● **The task**
Search the material below for the string "styles" and list each line that holds it.

[begin Collected material]

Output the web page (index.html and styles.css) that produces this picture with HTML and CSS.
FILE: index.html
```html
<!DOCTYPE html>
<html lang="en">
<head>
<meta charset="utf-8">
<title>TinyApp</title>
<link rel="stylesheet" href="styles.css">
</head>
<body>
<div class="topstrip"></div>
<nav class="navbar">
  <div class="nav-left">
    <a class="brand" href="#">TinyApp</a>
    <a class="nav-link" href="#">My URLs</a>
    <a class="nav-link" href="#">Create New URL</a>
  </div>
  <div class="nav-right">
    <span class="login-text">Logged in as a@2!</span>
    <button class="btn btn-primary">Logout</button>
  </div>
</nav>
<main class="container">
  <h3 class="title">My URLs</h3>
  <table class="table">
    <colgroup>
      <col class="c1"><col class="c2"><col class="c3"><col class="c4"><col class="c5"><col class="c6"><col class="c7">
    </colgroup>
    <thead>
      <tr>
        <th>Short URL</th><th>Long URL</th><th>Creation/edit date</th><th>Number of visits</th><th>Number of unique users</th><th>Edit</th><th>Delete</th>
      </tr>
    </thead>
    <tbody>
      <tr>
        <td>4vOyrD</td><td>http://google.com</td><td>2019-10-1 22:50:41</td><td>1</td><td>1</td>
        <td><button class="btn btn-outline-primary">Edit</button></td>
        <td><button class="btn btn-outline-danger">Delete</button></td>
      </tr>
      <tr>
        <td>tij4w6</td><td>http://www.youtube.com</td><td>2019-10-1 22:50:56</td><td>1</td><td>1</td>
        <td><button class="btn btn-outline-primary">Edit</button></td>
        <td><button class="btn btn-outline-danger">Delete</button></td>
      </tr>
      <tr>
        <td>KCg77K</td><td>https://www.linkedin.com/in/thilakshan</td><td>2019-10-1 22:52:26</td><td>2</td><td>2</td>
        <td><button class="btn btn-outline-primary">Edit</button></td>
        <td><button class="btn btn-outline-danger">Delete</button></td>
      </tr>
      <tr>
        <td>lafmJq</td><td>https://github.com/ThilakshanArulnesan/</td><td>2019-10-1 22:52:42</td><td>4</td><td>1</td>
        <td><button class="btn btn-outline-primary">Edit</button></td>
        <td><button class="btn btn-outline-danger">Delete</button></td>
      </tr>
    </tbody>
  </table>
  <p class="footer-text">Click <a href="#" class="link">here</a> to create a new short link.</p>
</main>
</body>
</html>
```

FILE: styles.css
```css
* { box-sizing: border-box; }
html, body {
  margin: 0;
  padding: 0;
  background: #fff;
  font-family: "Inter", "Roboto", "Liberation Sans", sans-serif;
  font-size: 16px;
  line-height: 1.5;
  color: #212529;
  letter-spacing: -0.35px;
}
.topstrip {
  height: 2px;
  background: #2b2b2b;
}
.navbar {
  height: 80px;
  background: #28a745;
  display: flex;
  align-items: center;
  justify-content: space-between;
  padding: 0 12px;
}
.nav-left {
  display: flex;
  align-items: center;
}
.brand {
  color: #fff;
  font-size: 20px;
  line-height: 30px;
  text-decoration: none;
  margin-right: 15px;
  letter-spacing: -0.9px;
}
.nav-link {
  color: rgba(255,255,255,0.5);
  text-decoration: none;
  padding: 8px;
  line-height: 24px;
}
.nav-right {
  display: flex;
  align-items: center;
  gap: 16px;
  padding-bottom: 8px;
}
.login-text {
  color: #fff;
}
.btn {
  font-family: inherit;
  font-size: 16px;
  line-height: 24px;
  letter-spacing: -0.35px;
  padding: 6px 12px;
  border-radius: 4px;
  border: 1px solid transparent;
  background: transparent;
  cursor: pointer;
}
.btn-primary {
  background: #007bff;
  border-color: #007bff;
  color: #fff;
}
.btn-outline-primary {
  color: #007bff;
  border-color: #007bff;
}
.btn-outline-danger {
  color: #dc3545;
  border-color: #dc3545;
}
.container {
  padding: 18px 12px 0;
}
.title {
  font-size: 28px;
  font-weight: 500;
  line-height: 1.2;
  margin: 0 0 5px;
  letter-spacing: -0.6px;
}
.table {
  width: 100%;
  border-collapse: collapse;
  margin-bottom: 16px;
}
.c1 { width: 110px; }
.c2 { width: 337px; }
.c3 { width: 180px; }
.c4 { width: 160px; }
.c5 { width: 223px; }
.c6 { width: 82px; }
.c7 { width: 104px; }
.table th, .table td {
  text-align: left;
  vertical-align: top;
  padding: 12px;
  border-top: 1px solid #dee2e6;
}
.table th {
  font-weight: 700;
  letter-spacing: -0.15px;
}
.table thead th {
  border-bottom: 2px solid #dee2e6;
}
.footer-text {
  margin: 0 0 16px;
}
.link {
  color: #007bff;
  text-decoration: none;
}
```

[end Collected material]

● **Solution below**
Output the web page (index.html and styles.css) that produces this picture with HTML and CSS.
<link rel="stylesheet" href="styles.css">
FILE: styles.css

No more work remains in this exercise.